LONDON, July 8 (Reuters) - British finance minister Alistair Darling unveiled plans for a reform of banking supervision on Wednesday. Below are highlights of his statement to parliament and reaction from the opposition Conservative party.
”I’ve had many discussions with the Governor (of the Bank of England) in advance of the preparation of the White Paper and in particular I’ve talked about the role of the Bank.
“The Bank of England doesn’t want to do regulation for individual banking institutions. What I want is to make sure there’s a clear delineation of who does what because then you can hold people better to account.”
“The next Conservative government will abolish the tripartite system and will put the Bank of England in charge of the banks ... and other financial institutions because you cannot separate central banking from the financial supervision system.”
“We intend to return our stakes in the banks to the private sector, in a way that brings best value to the taxpayer, promotes competition, and maintains stability - and using the proceeds to cut government debt.”
”So we will legislate to set up a new Council for Financial Stability - which will bring together the Bank of England, the FSA and the Treasury. This will not just to deal with immediate issues, but also monitor system-wide financial stability and respond to long-term risks as they emerge. This needs to be done on a formal statutory basis.
”The Council will draw on the expertise of the FSA and the Bank, who are and will remain independent of Government, by looking at their regular reports - the Financial Stability Report and Financial Risk Outlook - and formally responding to their recommendations.
”That way when risks or threats to stability are identified they will be addressed. It will do this in way that is transparent and accountable - so people can see how and why decisions are made - with regular publication of minutes.
“And the Council’s responsibilities will be set out in law, with published terms of reference.”
“And, in discussion with the Treasury Select Committee and the House, we will consider how to increase accountability through greater Parliamentary scrutiny.”
”By introducing higher standards and transparency, the FSA can also improve the functioning of key markets, such as the derivatives market - so that problems in one institution are less likely to spread through the entire system.
“And the FSA and the Bank of England will make institutions put in place practical resolution plans which can be deployed in the event they get into difficulties.”

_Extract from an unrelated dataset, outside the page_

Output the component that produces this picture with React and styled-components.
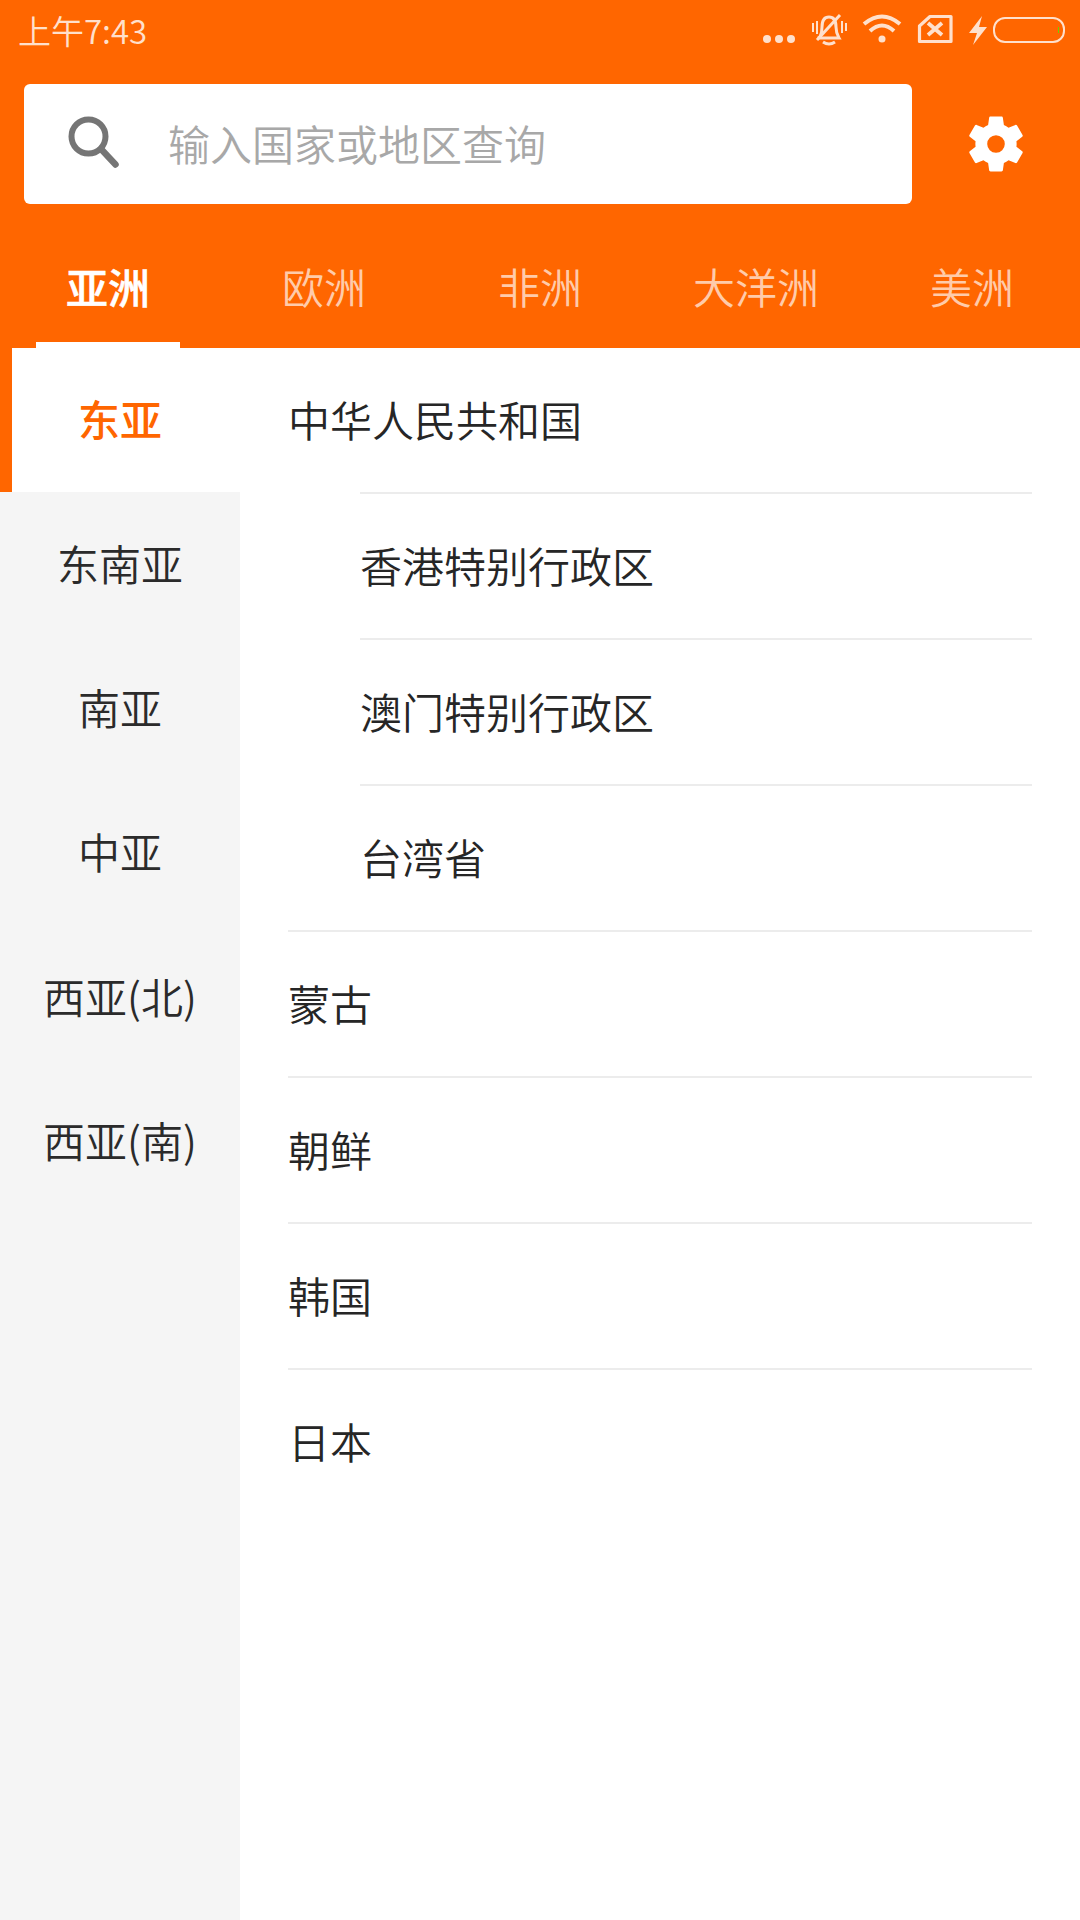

”We need to ensure our resolution regime can deal with financial institutions of all sizes, including banks that are very large or complex. Because these banks are often global, we also need an international mechanism for resolving large multinational banks - and we will be bringing forward proposals to the G20 finance ministers when they meet in London in the Autumn.
“I will also introduce legislation in the autumn, to give the FSA a new statutory objective for financial stability, and extend their powers to ensure they: Have the appropriate rules to deal with different risks in individual banks; Have tougher powers and penalties against misconduct; and take account of new developments in the financial sector - including expanding regulation where necessary - for example systemically important hedge funds.”
”Mr Speaker, I asked Lord Turner to make recommendations, which the FSA are now implementing, to strengthen the regulatory regime and increase the intensity of supervision.
”They will: Strengthen rules to ensure banks hold enough capital as a buffer against losses; Introduce a backstop power ensuring banks do not overextend themselves, lending too much when they don’t have the strength to do so; And increase the focus on bank liquidity, so they are able to carry out their business at all times.
“These measures will help ensure financial firms that are stronger, more resilient, and better able to serve the needs of our economy.”
”The FSA now has powers to penalise banks if their pay policies create unnecessary risk, and are not focused on the long-term strength of their institutions.
“And from now on, I will require the FSA to report, every year, on how financial institutions are complying with their new Code of Practice for remuneration, and how they will deal with firms that don’t comply.”
“Consumers will also get more protection, along with greater right of redress and access to compensation if things go wrong. We will also improve arrangements for depositor protection, including legislation to pre-fund and expand the role of the Financial Services Compensation Scheme.”
“I want to take steps to help consumers make better informed choices. To ensure they are given access to free impartial financial advice, we will legislate to introduce a national money guidance service and impose a levy on the financial sector to help fund it.”
ON BANKS’ RISK-TAKING
“Financial institutions in many countries took on too much risk. They became over-reliant on wholesale funding, too exposed to particular products. And irresponsible pay practices made banks take unnecessary risks.”
“It is also clear that some financial institutions had little appreciation of what was going on inside their businesses.”